Studio per voli lunari a scopo di ricerca. Uno studio di fattibilità del progetto A119.

Se il progetto americano di esplosioni atomiche lunari è cosa nota per gli esperti in materia, complice la presenza di un giovane Carl Sagan nel team a cui era stato commissionato lo studio di fattibilità, lo stesso non si può dire dell’equivalente sovietico: il Progetto E-4. Voci e dicerie in proposito si sprecano. Secondo alcuni reportage occidentali dell’epoca, l’Unione Sovietica era pronta a bombardare la Luna, scavando un cratere a forma di stella (rossa) così grande da essere visibile in eterno da tutti gli abitanti della Terra.

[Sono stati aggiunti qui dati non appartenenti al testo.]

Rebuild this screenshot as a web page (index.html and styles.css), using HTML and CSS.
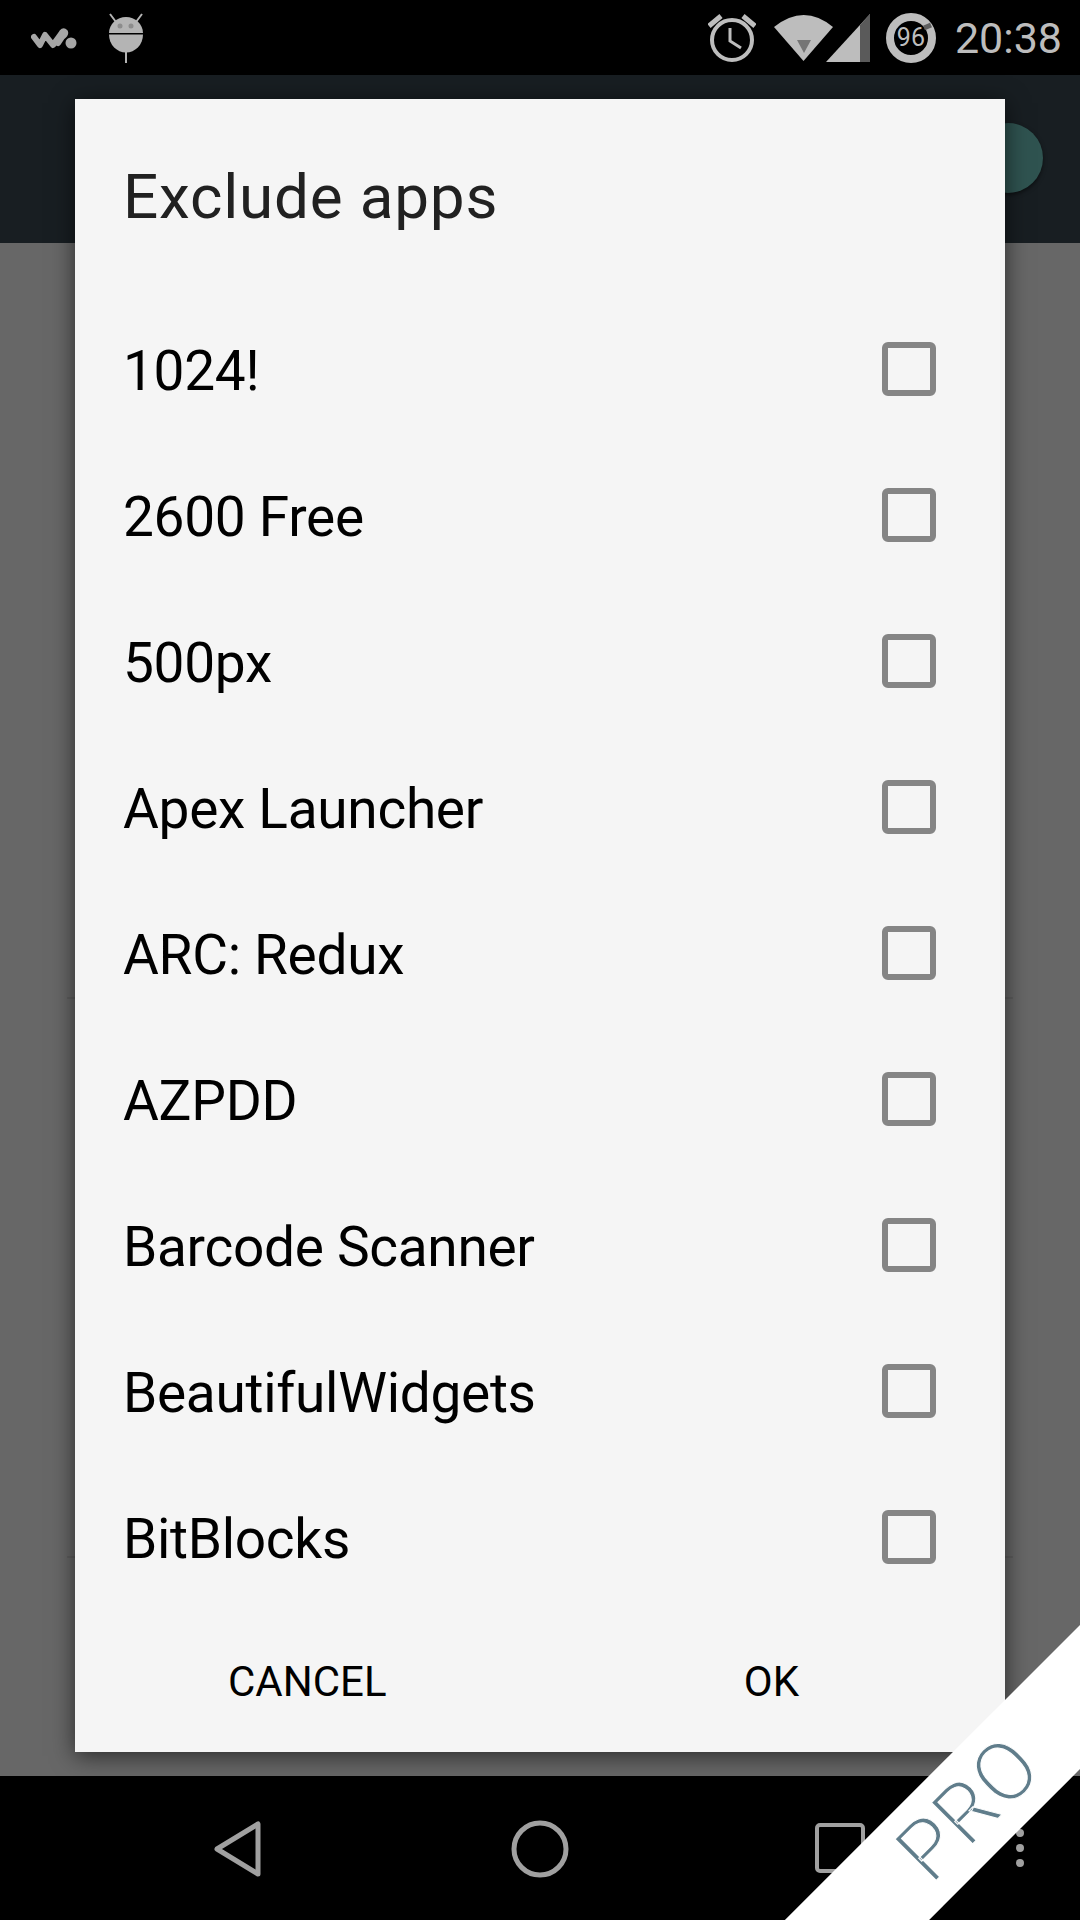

Nonostante ciò, è probabile che un eventuale premio per la proposta più audace di uso del nucleare dovrebbe essere assegnato a Fritz Zwicky, astronomo americano di origine svizzera che, nel 1961, illustrò il suo piano di colonizzazione umana del Sistema Solare.

I pianeti inabitabili a causa della loro posizione troppo vicina o lontana dal Sole si sarebbero potuti spostare tramite alcune esplosioni nucleari estremamente potenti. Le bombe avrebbero ricollocato i pianeti su delle orbite tali da favorirne l’abitabilità. Come se non bastasse, sempre con le bombe nucleari, si sarebbe potuto intervenire per modificare le atmosfere ostili alla vita e per dare il via a una vera e propria opera di terraforming con la creazione di dighe, laghi e canali. Col tempo le radiazioni si sarebbero dissipate, lasciando spazio a un ambiente confortevole e pronto per l’arrivo dell’essere umano.

Grazie al Trattato di non proliferazione nucleare (TNP), firmato da 189 nazioni, e agli accordi START sottoscritti da Stati Uniti e Russia – il più recente è il New STrategic Arms Reduction Treaty (New START) del 2010 – le possibilità di uso, effettivo o millantato, della bomba nucleare sono state limitate con forza.

Nonostante ciò India e Pakistan, due stati che non hanno mai firmato il TNP, insistono nella loro personale corsa al riarmo nucleare, mentre la Corea del Nord prosegue i test sul suo territorio con esiti discutibili.

Nel frattempo la posizione in merito di Stati Uniti e Russia appare così ambigua che, per descriverla, alcuni hanno rispolverato il concetto di Distruzione Mutua Assicurata – la teoria secondo cui ogni utilizzo di ordigni nucleari da parte di uno degli opposti schieramenti finirebbe nella distruzione sia dell’attaccante che dell’attaccato. Di recente, infatti, le due superpotenze hanno manifestato l’intenzione di rafforzare il loro arsenale nucleare in maniera così esplicita come non capitava da anni. Non è ancora chiaro chi sia, oggi, il nemico.